Développements et tests s’effectueront en parallèle. Avec constitution de groupes-témoin “afin de définir les règles pertinentes”. A savoir: des groupes de lecteurs bénéficiant de mécanismes de recommandation et des groupes fonctionnant “à l’ancienne”. Avec comparaison des avantages nouveaux éventuellement dégagés…

Et après le contenu…

Le premier volet du projet de développement se concentrera sur l’orchestration de la sélection et diffusion automatisées de contenus répondant aux attentes et préférences personnelles de chaque lecteur.

Dans un deuxième temps, la plate-forme permettra de mettre en oeuvre un ciblage personnalisé pour la formulation des offres commerciales faites aux lecteurs-internautes (abonnements, avantages divers…). Idem pour l’affichage et la diffusion de publicités “segmentées.”

“Dès l’instant où un éditeur connaît mieux son audience et les habitudes de lecture de ses lecteurs, il lui devient possible de monétiser son espace publicitaire. En définissant des segments bien structurés, il peut les vendre aux marques qui peuvent alors par exemple proposer des bannières personnalisées qui s’affichent en mode push en fonction des profils de chaque lecteur”, souligne Thierry Téchy.

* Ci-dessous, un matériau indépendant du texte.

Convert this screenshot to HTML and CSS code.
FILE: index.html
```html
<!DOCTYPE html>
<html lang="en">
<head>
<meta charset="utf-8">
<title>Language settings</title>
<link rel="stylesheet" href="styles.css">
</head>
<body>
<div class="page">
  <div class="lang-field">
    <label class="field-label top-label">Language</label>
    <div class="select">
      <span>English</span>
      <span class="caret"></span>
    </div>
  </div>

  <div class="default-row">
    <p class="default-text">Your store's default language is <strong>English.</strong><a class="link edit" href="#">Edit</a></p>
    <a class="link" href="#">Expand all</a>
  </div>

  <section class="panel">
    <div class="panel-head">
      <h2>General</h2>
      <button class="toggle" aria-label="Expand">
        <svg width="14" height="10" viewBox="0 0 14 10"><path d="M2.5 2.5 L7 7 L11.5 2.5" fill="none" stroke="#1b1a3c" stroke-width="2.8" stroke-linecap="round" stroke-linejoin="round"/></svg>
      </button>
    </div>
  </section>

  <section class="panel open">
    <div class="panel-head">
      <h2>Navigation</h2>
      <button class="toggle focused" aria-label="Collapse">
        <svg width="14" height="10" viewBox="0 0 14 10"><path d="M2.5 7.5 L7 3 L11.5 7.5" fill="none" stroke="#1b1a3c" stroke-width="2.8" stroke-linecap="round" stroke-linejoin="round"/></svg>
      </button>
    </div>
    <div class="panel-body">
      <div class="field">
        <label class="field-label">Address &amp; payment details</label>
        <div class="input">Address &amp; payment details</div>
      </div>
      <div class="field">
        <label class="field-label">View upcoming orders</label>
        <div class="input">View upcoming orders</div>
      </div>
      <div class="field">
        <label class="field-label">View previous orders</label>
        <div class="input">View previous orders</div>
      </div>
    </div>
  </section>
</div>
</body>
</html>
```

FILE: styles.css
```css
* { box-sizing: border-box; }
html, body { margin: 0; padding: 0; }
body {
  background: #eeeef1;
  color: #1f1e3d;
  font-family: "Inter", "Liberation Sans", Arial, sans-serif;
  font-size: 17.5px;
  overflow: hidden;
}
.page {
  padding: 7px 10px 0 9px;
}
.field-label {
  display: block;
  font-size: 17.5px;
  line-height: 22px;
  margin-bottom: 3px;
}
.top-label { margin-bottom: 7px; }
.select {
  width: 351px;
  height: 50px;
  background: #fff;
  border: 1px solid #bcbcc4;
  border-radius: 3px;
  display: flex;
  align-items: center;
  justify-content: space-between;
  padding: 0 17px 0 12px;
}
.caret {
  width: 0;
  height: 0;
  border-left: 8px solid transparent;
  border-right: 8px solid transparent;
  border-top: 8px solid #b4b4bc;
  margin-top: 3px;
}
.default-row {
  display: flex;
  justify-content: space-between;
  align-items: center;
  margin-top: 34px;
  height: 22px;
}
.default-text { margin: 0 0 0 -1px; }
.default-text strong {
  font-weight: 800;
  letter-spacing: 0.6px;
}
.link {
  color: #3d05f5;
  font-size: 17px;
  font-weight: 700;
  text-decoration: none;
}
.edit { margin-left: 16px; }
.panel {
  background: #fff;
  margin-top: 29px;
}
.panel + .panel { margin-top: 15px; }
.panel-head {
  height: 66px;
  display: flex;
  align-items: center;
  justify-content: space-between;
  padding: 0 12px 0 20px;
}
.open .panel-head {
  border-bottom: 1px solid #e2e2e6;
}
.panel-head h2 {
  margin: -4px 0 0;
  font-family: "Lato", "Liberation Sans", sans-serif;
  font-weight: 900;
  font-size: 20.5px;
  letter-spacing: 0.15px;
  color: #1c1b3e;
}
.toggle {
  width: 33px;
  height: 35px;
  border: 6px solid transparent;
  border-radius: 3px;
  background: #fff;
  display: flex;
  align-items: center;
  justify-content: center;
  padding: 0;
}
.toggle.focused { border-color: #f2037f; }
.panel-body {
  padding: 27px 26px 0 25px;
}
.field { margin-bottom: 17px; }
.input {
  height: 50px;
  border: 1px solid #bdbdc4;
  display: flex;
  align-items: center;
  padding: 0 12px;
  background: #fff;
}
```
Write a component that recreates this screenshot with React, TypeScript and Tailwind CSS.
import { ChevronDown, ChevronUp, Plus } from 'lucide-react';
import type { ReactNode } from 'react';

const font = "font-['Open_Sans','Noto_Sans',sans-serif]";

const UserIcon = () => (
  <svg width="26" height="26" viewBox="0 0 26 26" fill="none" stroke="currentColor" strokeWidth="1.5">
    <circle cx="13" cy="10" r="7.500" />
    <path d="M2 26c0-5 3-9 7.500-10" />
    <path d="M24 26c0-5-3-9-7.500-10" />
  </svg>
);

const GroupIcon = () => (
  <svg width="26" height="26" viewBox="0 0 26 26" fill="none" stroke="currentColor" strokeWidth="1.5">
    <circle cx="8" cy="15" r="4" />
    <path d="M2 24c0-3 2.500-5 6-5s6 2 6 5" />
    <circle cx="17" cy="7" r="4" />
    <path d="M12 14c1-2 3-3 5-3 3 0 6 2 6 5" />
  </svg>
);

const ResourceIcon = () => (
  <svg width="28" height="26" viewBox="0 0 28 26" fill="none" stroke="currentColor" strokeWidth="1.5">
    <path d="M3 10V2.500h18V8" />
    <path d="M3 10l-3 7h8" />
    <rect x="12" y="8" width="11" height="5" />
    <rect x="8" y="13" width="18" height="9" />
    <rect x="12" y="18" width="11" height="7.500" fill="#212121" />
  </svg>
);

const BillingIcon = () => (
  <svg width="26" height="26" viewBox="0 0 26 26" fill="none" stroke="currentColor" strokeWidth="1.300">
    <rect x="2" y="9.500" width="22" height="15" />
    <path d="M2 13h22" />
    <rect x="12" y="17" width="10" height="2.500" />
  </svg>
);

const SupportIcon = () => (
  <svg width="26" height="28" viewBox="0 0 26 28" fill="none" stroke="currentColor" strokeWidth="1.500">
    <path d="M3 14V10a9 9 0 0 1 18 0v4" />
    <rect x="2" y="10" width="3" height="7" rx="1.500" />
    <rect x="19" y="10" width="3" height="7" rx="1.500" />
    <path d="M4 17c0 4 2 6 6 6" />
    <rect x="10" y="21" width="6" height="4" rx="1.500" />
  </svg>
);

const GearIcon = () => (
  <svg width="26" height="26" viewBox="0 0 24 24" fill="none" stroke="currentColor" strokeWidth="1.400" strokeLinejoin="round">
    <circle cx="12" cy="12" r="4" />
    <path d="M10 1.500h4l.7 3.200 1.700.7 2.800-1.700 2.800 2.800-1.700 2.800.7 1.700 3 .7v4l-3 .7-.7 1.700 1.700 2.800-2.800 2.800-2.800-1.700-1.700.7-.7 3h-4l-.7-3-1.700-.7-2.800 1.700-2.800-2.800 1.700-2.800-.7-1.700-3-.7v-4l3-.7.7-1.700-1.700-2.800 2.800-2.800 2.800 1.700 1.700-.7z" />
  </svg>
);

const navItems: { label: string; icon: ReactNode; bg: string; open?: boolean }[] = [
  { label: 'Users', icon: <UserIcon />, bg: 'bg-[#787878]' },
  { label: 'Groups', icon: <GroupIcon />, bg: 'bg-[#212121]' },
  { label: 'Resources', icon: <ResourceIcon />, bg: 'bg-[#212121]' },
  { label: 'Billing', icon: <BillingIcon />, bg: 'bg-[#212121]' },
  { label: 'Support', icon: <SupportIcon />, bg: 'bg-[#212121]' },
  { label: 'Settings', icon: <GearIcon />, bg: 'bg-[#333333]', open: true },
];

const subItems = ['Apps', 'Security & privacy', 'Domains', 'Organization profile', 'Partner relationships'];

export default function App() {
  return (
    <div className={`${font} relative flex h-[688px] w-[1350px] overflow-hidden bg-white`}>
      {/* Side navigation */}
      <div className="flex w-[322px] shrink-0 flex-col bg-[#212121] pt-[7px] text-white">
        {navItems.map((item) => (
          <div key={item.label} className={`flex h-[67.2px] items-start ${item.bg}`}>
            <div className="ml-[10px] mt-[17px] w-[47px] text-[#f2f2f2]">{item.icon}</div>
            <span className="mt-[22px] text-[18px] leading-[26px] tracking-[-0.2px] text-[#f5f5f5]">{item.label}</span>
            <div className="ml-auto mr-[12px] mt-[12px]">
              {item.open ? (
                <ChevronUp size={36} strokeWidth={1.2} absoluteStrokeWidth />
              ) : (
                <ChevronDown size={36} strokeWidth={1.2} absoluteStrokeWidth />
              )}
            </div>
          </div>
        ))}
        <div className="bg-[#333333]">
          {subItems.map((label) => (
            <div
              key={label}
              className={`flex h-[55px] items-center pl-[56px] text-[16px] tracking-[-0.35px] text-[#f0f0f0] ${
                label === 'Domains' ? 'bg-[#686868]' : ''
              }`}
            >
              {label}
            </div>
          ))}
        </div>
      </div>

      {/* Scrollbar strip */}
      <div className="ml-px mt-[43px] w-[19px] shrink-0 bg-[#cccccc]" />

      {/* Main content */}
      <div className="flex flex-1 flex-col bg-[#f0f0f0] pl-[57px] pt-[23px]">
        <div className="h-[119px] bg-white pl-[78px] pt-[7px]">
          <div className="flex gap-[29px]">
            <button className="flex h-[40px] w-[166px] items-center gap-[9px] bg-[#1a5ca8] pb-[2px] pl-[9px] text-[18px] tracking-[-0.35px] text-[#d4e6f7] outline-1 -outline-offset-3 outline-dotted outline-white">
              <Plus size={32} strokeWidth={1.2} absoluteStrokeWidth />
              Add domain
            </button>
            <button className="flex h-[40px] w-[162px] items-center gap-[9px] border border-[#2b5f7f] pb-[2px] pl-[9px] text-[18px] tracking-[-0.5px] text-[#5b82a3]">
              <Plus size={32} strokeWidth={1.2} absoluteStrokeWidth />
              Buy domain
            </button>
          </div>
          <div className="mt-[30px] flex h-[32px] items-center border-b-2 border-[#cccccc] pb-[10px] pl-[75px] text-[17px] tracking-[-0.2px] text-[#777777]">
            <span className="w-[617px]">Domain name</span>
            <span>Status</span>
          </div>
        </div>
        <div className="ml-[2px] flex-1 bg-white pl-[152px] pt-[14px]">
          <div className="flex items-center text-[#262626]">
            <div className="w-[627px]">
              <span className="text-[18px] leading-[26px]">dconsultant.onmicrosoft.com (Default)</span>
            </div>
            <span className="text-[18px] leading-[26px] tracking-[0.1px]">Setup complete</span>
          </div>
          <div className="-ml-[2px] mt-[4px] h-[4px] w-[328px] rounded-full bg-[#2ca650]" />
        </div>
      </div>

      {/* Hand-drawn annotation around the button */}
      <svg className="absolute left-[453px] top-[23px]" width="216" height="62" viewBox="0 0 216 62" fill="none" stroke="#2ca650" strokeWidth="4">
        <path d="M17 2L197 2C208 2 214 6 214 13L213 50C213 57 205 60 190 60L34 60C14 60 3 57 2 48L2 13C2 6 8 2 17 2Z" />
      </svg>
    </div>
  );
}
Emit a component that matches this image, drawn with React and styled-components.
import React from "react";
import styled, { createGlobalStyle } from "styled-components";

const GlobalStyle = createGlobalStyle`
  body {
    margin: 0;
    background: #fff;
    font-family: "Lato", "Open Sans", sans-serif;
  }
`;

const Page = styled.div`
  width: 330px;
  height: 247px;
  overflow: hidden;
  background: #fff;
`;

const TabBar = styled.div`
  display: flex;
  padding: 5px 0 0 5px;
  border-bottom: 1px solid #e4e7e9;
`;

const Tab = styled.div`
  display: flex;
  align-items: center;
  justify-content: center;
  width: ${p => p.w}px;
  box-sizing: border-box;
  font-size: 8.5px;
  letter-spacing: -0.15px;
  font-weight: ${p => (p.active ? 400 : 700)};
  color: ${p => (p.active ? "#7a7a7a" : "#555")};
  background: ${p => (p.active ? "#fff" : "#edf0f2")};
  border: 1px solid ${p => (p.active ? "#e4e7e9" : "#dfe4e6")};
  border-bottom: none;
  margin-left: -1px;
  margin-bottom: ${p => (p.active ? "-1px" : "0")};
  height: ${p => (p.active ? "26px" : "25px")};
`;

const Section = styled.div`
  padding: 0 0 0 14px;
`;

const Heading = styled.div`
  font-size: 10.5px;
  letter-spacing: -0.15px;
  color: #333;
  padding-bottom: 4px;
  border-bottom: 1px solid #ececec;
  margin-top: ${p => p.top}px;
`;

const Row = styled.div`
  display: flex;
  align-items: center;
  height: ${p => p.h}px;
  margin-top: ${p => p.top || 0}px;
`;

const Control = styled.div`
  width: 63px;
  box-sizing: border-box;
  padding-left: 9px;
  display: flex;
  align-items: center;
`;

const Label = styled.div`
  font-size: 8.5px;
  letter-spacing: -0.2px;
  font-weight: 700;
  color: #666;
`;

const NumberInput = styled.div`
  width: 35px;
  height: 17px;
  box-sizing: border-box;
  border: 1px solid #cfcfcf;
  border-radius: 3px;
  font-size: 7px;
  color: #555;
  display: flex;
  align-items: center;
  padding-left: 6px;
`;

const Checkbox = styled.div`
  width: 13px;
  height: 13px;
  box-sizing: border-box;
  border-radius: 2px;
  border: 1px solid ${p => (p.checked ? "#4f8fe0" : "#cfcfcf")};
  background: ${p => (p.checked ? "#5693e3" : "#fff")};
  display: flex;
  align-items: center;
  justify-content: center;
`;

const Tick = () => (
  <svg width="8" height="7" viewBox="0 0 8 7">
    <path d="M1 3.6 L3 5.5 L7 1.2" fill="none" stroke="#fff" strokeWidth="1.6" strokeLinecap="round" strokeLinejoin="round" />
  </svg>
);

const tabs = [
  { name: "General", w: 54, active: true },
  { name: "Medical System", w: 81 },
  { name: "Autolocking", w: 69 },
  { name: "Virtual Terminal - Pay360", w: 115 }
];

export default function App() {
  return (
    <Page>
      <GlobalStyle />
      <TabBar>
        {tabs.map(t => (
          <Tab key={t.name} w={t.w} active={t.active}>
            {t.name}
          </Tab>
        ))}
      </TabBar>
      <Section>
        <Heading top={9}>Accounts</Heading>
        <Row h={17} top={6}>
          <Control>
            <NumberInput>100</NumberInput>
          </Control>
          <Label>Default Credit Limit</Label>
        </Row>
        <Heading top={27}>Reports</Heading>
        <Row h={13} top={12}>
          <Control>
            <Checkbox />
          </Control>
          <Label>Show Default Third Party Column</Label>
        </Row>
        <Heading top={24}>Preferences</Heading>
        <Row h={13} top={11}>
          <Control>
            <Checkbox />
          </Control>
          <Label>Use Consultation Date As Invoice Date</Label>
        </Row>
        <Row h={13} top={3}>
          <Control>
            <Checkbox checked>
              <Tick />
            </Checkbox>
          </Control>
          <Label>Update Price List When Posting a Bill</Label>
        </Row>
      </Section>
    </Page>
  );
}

Le projet Infotelligence en faits et chiffres

Budget du projet: 12,9 millions d’euros

6,8 millions alloués par la Wallonie, sous forme d’avances récupérables.

Répartition de ces avances entre les différentes parties prenantes? “Selon une clé de répartition qui tient compte des efforts fournis, du temps et des ressources investis par chacun”.

Les éditeurs rembourseront l’avance perçue sur base de l’augmentation des revenus générés par leurs canaux d’édition numérique. La Région, par ailleurs, percevra un pourcentage sur chaque licence vendue à d’autres clients.

A noter aussi, indépendamment du développement de la plate-forme par Selligent, un investissement de 500 000 euros de Google, dans le cadre du programme européen « Digital News Initiative” (investissement global de 150 millions d’euros sur trois ans) destiné à financer des “projets numériques innovants au sein de la presse européenne.”